‘TRUMP SURİYE'DEN ÇEKİLMEYİ DAHA ÖNCE DE İSTEMİŞTİ'
"Amerikan medyası Trump'ın çekilme kararını anlamlandırabilmiş değil. Bir zamanlar Erdoğan'ın kararlarını bizim medya nasıl tartışıyorsa ABD medyası bu kararları öyle tartışıyor. Dün üst üste gelen sürpriz kararlar da oldu Savunma Bakanı'nın görevden ayrılması gibi. Dün aynı zamanda ABD'nin Afganistan'dan da asker çekeceği söylendi. Trump hem ulusal güvenlik bakanı hem de savunma bakanı söylemlerinin tam aksine kararlar aldı. ABD medyası ısrarla bunun üstünde duruyor. Bon bir alda Trump yönetiminin beyin takımının Suriye ile ilgili yaptığı açıklamalar sıralanıyor. Bunların bugün Trump'ın aldığı kararlarla nasıl çeliştiğini dile getiriyor.
Trump göreve geldiği ilk günden itibaren Amerikan askerlerini Ortadoğu ve benzeri yerlerde göreve göndermenin kendisi için çok zor olduğunu söyledi. Hangi ülkenin lideri olursa olsun askerini savaşa göndermek çok kolay değil. Aynı Obama gibi ABD askerlerini ülkeye çekmek istediğini görüyoruz. Trump ilk kez Suriye'den çekilme teşebbüsünde bulunmuyor. Daha önce iki kez yaptı bunu ama Suriye'de kimyasal silah kullanıldığı için bunu yapamadığı ifade edilmişti.
Trump'ın Türkiye'yi karşısına alan açıklamalar kendinden gelmedi üst yönetiminden geldi. İkincisi Trump Erdoğan telefon görüşmesinde ne olduysa burada Erdoğan'ın diplomatik zaferi olduğunu teslim etmek gerekiyor. Bu alınan kararın nasıl yansıyacağını hiçbirimiz bilmiyoruz sadece yorum ve spekülasyon yapabiliyoruz. 2011 yılına kadar gidelim. O sene ABD Irak'tan askerlerini çekti ve Suriye'de savaş başladı. Türkiye'nin Suriye'deki Kürtlerle ilgili politikası da şekillenmeye başladı. Türkiye ilk kez oradaki Kürtler ile diyalog arayışındaydı ama bu olamadı.

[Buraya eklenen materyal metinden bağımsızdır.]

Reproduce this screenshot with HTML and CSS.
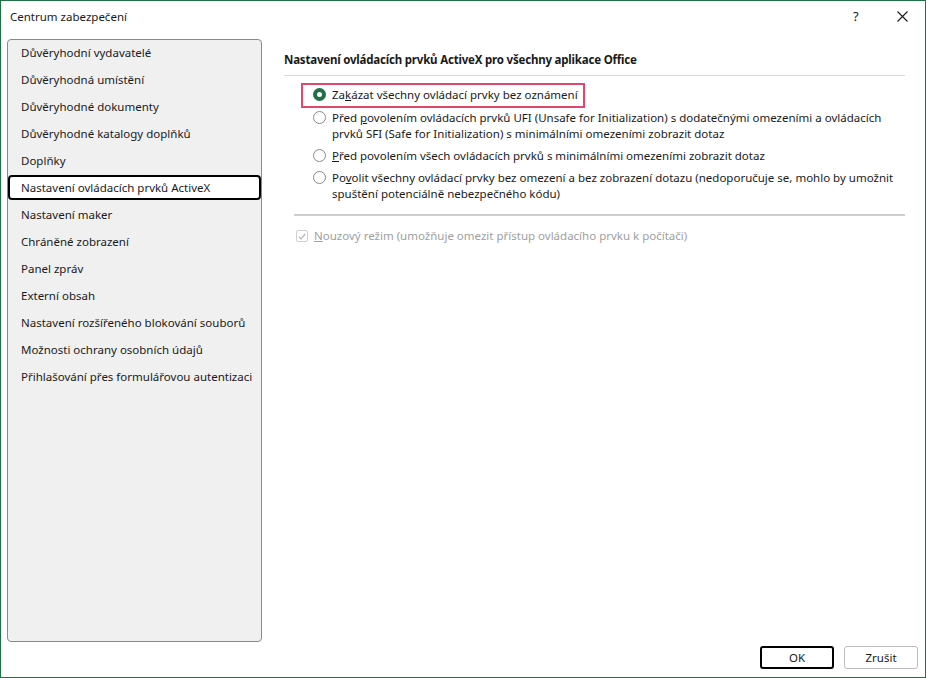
FILE: index.html
```html
<!DOCTYPE html>
<html lang="cs">
<head>
    <meta charset="UTF-8">
    <title>Centrum zabezpečení</title>
    <link rel="stylesheet" href="styles.css">
</head>
<body>
    <div class="dialog">
        <div class="titlebar">
            <span class="title">Centrum zabezpečení</span>
            <span class="help">?</span>
            <span class="close">
                <svg width="11" height="11" viewBox="0 0 11 11">
                    <path d="M0.5 0.5 L10.5 10.5 M10.5 0.5 L0.5 10.5" stroke="#1a1a1a" stroke-width="1.1" fill="none"/>
                </svg>
            </span>
        </div>

        <div class="main">
            <ul class="nav">
                <li>Důvěryhodní vydavatelé</li>
                <li>Důvěryhodná umístění</li>
                <li>Důvěryhodné dokumenty</li>
                <li>Důvěryhodné katalogy doplňků</li>
                <li>Doplňky</li>
                <li class="selected">Nastavení ovládacích prvků ActiveX</li>
                <li>Nastavení maker</li>
                <li>Chráněné zobrazení</li>
                <li>Panel zpráv</li>
                <li>Externí obsah</li>
                <li>Nastavení rozšířeného blokování souborů</li>
                <li>Možnosti ochrany osobních údajů</li>
                <li>Přihlašování přes formulářovou autentizaci</li>
            </ul>

            <div class="content">
                <h2 class="heading">Nastavení ovládacích prvků ActiveX pro všechny aplikace Office</h2>

                <div class="options">
                    <div class="option marked">
                        <span class="radio checked"></span>
                        <span class="label">Za<u>k</u>ázat všechny ovládací prvky bez oznámení</span>
                    </div>
                    <div class="option">
                        <span class="radio"></span>
                        <span class="label">Před <u>p</u>ovolením ovládacích prvků UFI (Unsafe for Initialization) s dodatečnými omezeními a ovládacích prvků SFI (Safe for Initialization) s minimálními omezeními zobrazit dotaz</span>
                    </div>
                    <div class="option">
                        <span class="radio"></span>
                        <span class="label"><u>P</u>řed povolením všech ovládacích prvků s minimálními omezeními zobrazit dotaz</span>
                    </div>
                    <div class="option">
                        <span class="radio"></span>
                        <span class="label">Po<u>v</u>olit všechny ovládací prvky bez omezení a bez zobrazení dotazu (nedoporučuje se, mohlo by umožnit spuštění potenciálně nebezpečného kódu)</span>
                    </div>
                </div>

                <div class="separator"></div>

                <div class="check disabled">
                    <span class="box">
                        <svg width="8" height="7" viewBox="0 0 8 7">
                            <path d="M0.8 3.6 L3 5.8 L7.2 1" stroke="#b4b4b4" stroke-width="1.2" fill="none"/>
                        </svg>
                    </span>
                    <span class="label"><u>N</u>ouzový režim (umožňuje omezit přístup ovládacího prvku k počítači)</span>
                </div>
            </div>
        </div>

        <div class="footer">
            <button class="btn default">OK</button>
            <button class="btn">Zrušit</button>
        </div>
    </div>
</body>
</html>
```

FILE: styles.css
```css
* {
    box-sizing: border-box;
}
html, body {
    margin: 0;
    height: 100%;
}
body {
    font-family: "Noto Sans", "Liberation Sans", sans-serif;
    font-size: 11.5px;
    color: #1a1a1a;
    background: #fff;
}
.dialog {
    height: 678px;
    border: 1px solid #1e7145;
    display: flex;
    flex-direction: column;
}

/* title bar */
.titlebar {
    height: 38px;
    display: flex;
    align-items: center;
    padding: 0 0 8px 9px;
}
.title {
    flex: 1;
}
.help {
    width: 14px;
    margin-right: 30px;
    font-size: 13px;
}
.close {
    width: 11px;
    margin-right: 17px;
    display: flex;
}

/* left navigation */
.main {
    flex: 1;
    display: flex;
    min-height: 0;
}
.nav {
    list-style: none;
    margin: 0 0 0 6px;
    padding: 0;
    width: 255px;
    background: #f0f0f0;
    border: 1px solid #8a8a8a;
    border-radius: 4px;
}
.nav li {
    height: 25px;
    margin-bottom: 2px;
    line-height: 21px;
    padding-left: 11px;
    border: 2px solid transparent;
    border-radius: 4px;
    white-space: nowrap;
}
.nav li.selected {
    border-color: #000;
    background: #fff;
}

/* right side */
.content {
    flex: 1;
    padding: 13px 20px 0 22px;
}
.heading {
    margin: 0;
    font-size: 11.5px;
    font-weight: bold;
    letter-spacing: -0.2px;
    line-height: 16px;
    padding-bottom: 7px;
    border-bottom: 1px solid #dadada;
}
.options {
    margin-top: 7px;
    padding-left: 29px;
}
.option {
    display: flex;
    align-items: flex-start;
    line-height: 16px;
    margin-bottom: 6px;
}
.option.marked {
    width: fit-content;
    margin-left: -12px;
    margin-bottom: 2px;
    padding: 2px 5px 3px 10px;
    border: 2px solid #e2466c;
}
.radio {
    flex: none;
    width: 13px;
    height: 13px;
    margin: 1px 6px 0 0;
    border: 1px solid #8a8a8a;
    border-radius: 50%;
    background: #fff;
}
.radio.checked {
    border: 4px solid #1e7145;
}
.label {
    flex: 1;
}
.separator {
    height: 2px;
    margin: 12px 0 0 10px;
    background: #cdcdcd;
}
.check {
    display: flex;
    align-items: center;
    line-height: 16px;
    margin: 12px 0 0 12px;
}
.check.disabled {
    color: #a0a0a0;
}
.box {
    width: 12px;
    height: 12px;
    margin-right: 6px;
    border: 1px solid #cfcfcf;
    border-radius: 2px;
    display: flex;
    align-items: center;
    justify-content: center;
}

/* buttons */
.footer {
    display: flex;
    justify-content: flex-end;
    gap: 10px;
    padding: 4px 7px 8px 0;
}
.btn {
    width: 74px;
    height: 23px;
    font: inherit;
    color: #1a1a1a;
    background: #fff;
    border: 1px solid #bcbcbc;
    border-radius: 3px;
}
.btn.default {
    border: 2px solid #000;
}
```
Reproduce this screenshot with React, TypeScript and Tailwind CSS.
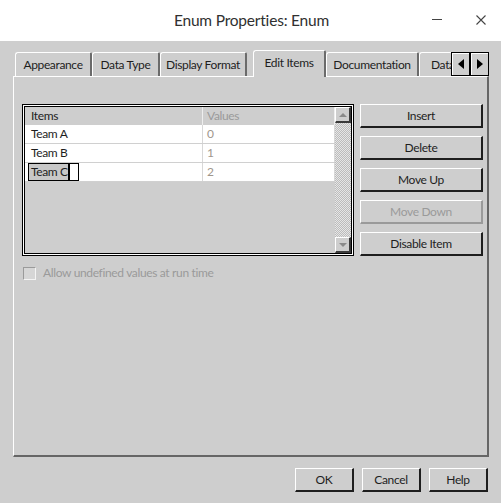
import React from 'react';
import clsx from 'clsx';

const ui = "font-['Lato','Noto_Sans',sans-serif] text-[12px] tracking-[-0.35px]";

function Tab({ label, className }: { label: string; className?: string }) {
  return (
    <div
      className={clsx(
        'h-[24px] flex items-center justify-center whitespace-nowrap rounded-tl-[3px] rounded-tr-[2px] border-t border-l border-r-2 border-t-white border-l-white border-r-[#6b6b6b]',
        className
      )}
    >
      {label}
    </div>
  );
}

function Btn({ label, className, disabled }: { label: string; className?: string; disabled?: boolean }) {
  return (
    <div
      className={clsx(
        'h-[24px] flex items-center justify-center border-t border-l border-r-2 border-b-2 border-t-white border-l-white',
        disabled ? 'text-[#9a9a9a] border-r-[#9a9a9a] border-b-[#9a9a9a]' : 'text-[#1e1e1e] border-r-[#1e1e1e] border-b-[#1e1e1e]',
        className
      )}
    >
      {label}
    </div>
  );
}

function ScrollButton({ up }: { up?: boolean }) {
  return (
    <div className="h-[16px] flex items-center justify-center bg-[#cecece] border-t border-l border-r-2 border-b-2 border-t-white border-l-white border-r-[#3a3a3a] border-b-[#3a3a3a]">
      {up ? (
        <div className="w-0 h-0 border-x-[4px] border-x-transparent border-b-[4px] border-b-[#8a8a8a]" />
      ) : (
        <div className="w-0 h-0 border-x-[4px] border-x-transparent border-t-[4px] border-t-[#8a8a8a]" />
      )}
    </div>
  );
}

function ArrowButton({ left }: { left?: boolean }) {
  return (
    <div className="relative z-10 h-[24px] w-[19px] flex items-center justify-center bg-[#cecece] border border-black shadow-[inset_1px_1px_0_#fff]">
      {left ? (
        <div className="w-0 h-0 border-y-[5px] border-y-transparent border-r-[6px] border-r-black" />
      ) : (
        <div className="w-0 h-0 border-y-[5px] border-y-transparent border-l-[6px] border-l-black" />
      )}
    </div>
  );
}

const rows = [
  { name: 'Team A', value: '0' },
  { name: 'Team B', value: '1' },
  { name: 'Team C', value: '2' },
];

export default function App() {
  return (
    <div className={clsx('w-[501px] h-[503px] flex flex-col bg-[#cecece] text-[#1e1e1e]', ui)}>
      {/* Title bar */}
      <div className="h-[41px] shrink-0 bg-white grid grid-cols-[1fr_auto_1fr] items-center">
        <div />
        <div className="text-[15.5px] text-[#303030] tracking-[-0.2px] pl-[2px]">Enum Properties: Enum</div>
        <div className="flex justify-end items-center gap-[34px] pr-[15px]">
          <div className="w-[10px] h-[1px] bg-[#444] mt-[-2px]" />
          <svg width="10" height="10" viewBox="0 0 10 10" className="mt-[-2px]">
            <path d="M0.5 0.5 L9.5 9.5 M9.5 0.5 L0.5 9.5" stroke="#444" strokeWidth="1.1" />
          </svg>
        </div>
      </div>

      {/* Body */}
      <div className="flex-1 flex flex-col">
        {/* Tabs */}
        <div className="flex items-end pl-[15px] pt-[9px]">
          <Tab label="Appearance" className="w-[77px]" />
          <Tab label="Data Type" className="w-[68px]" />
          <Tab label="Display Format" className="w-[87px]" />
          <div className="w-[6px]" />
          <div className="relative z-10 -mb-px h-[27px] w-[73px] flex items-center justify-center pb-[2px] whitespace-nowrap bg-[#cecece] rounded-tl-[3px] rounded-tr-[2px] border-t border-l border-r-2 border-t-white border-l-white border-r-[#6b6b6b]">
            Edit Items
          </div>
          <Tab label="Documentation" className="w-[93px]" />
          <div className="h-[24px] w-[32px] flex items-center whitespace-nowrap pl-[11px] rounded-tl-[3px] border-t border-l border-t-white border-l-white">
            Data
          </div>
          <ArrowButton left />
          <ArrowButton />
        </div>

        {/* Panel */}
        <div className="ml-[13px] w-[476px] h-[381px] shrink-0 pt-[27px] pl-[8px] border-t border-l border-r-2 border-b-2 border-t-white border-l-white border-r-[#666] border-b-[#666]">
          <div className="flex">
            {/* Table */}
            <div className="w-[332px] h-[152px] border border-black bg-white p-px">
              <div className="w-full h-full border border-black flex bg-[#cecece]">
                <div className="flex-1 flex flex-col">
                  <div className="h-[18px] flex items-center">
                    <div className="w-[178px] h-full flex items-center pl-[6px] border-r border-r-[#eeeeee]">Items</div>
                    <div className="flex-1 h-full flex items-center pl-[4px] text-[#9a9a9a] border-r border-r-[#eeeeee]">Values</div>
                  </div>
                  {rows.map((r, i) => (
                    <div key={r.name} className="h-[19px] flex bg-white border-b border-b-[#d0d0d0]">
                      <div className="w-[178px] h-full flex items-center border-r border-r-[#d8d8d8]">
                        {i === 2 ? (
                          <div className="ml-[3px] mt-[-1px] w-[51px] h-[18px] flex border border-black bg-white">
                            <span className="bg-[#c8c8c8] pl-[2px] flex items-center">Team C</span>
                            <span className="w-[2px] h-full bg-black" />
                          </div>
                        ) : (
                          <span className="pl-[6px]">{r.name}</span>
                        )}
                      </div>
                      <div className="flex-1 h-full flex items-center pl-[4px] text-[#a0968c] border-r border-r-[#d8d8d8]">
                        {r.value}
                      </div>
                    </div>
                  ))}
                </div>
                {/* Scrollbar */}
                <div className="w-[16px] flex flex-col bg-[image:repeating-conic-gradient(#bcbcbc_0%_25%,#e6e6e6_0%_50%)] bg-size-[2px_2px]">
                  <ScrollButton up />
                  <div className="flex-1" />
                  <ScrollButton />
                </div>
              </div>
            </div>

            {/* Buttons */}
            <div className="ml-[6px] w-[123px] flex flex-col gap-[8px]">
              <Btn label="Insert" />
              <Btn label="Delete" />
              <Btn label="Move Up" />
              <Btn label="Move Down" disabled />
              <Btn label="Disable Item" />
            </div>
          </div>

          {/* Checkbox */}
          <div className="mt-[8px] ml-[1px] flex items-center gap-[7px] text-[#9a9a9a]">
            <div className="w-[13px] h-[13px] bg-[#d6d6d6] border-t border-l border-r border-b border-t-[#9a9a9a] border-l-[#9a9a9a] border-r-[#f4f4f4] border-b-[#f4f4f4]" />
            <span>Allow undefined values at run time</span>
          </div>
        </div>

        {/* Dialog buttons */}
        <div className="flex justify-end gap-[8px] pr-[13px] pt-[11px]">
          <Btn label="OK" className="w-[59px]" />
          <Btn label="Cancel" className="w-[59px]" />
          <Btn label="Help" className="w-[59px]" />
        </div>
      </div>
    </div>
  );
}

Bu denklemde Erdoğan istediğini aldı ama istediğinden fazlasını almış olabilir. Çünkü ABD sadece yelerdeki değil havadaki gücünü de çekeceğini söyledi. Türkiye bundan sonra karşısında ne varsa bununla karşı karşıya olacak. Hem IŞİD hem Kürtlerle mücadele edecek. Ortada çok ciddi can kaybı var. Şu anda Türkiye sınır boyunca bir risk altına girmiş durumda. Dün Erdoğan Ruhani toplantısı önemliydi. İki lider Suriye toprak bütünlüğü üstünde durdular. Ama detaylarda Türkiye İran birbirine rakip ülkeler olarak belirmiş durumda.
IŞİD 2011'e kadar El-Kaide idi sonra IŞİD'e evrildi. Sonra ilk hedef Sincar dağlarından Musul'a saldırdılar ve Suriye'ye yürüdüler. Bunların halen 20-30 bin silahlı elemanı var. Bunlar topyekûn bir alanı kontrol etmiyorlar. O zamandan bu zamana IŞİD elindeki toprak bütünlüğünü kaybetti. IŞİD'in ötesinde radikal İslami terörün gerilemeye başladığını görüyoruz. Fransızlara göre birçok uyuyan terör hücresi var. Bunlar devreye girebilir.
Türkiye, YPG'yi, PKK’nın Suriye’deki uzantısı olarak görüyor ve bu yapıyla ilişkili DSG gibi örgütlerin de 'terör örgütü' olarak kabul edilmesini istiyor. Ancak, Başta ABD olmak üzere Batılı güçler, Ankara’nın bu görüşünü kabul etmiyor. Ankara, ayrıca YPG'ye silah verilmesine de sert bir şekilde karşı çıkıyor.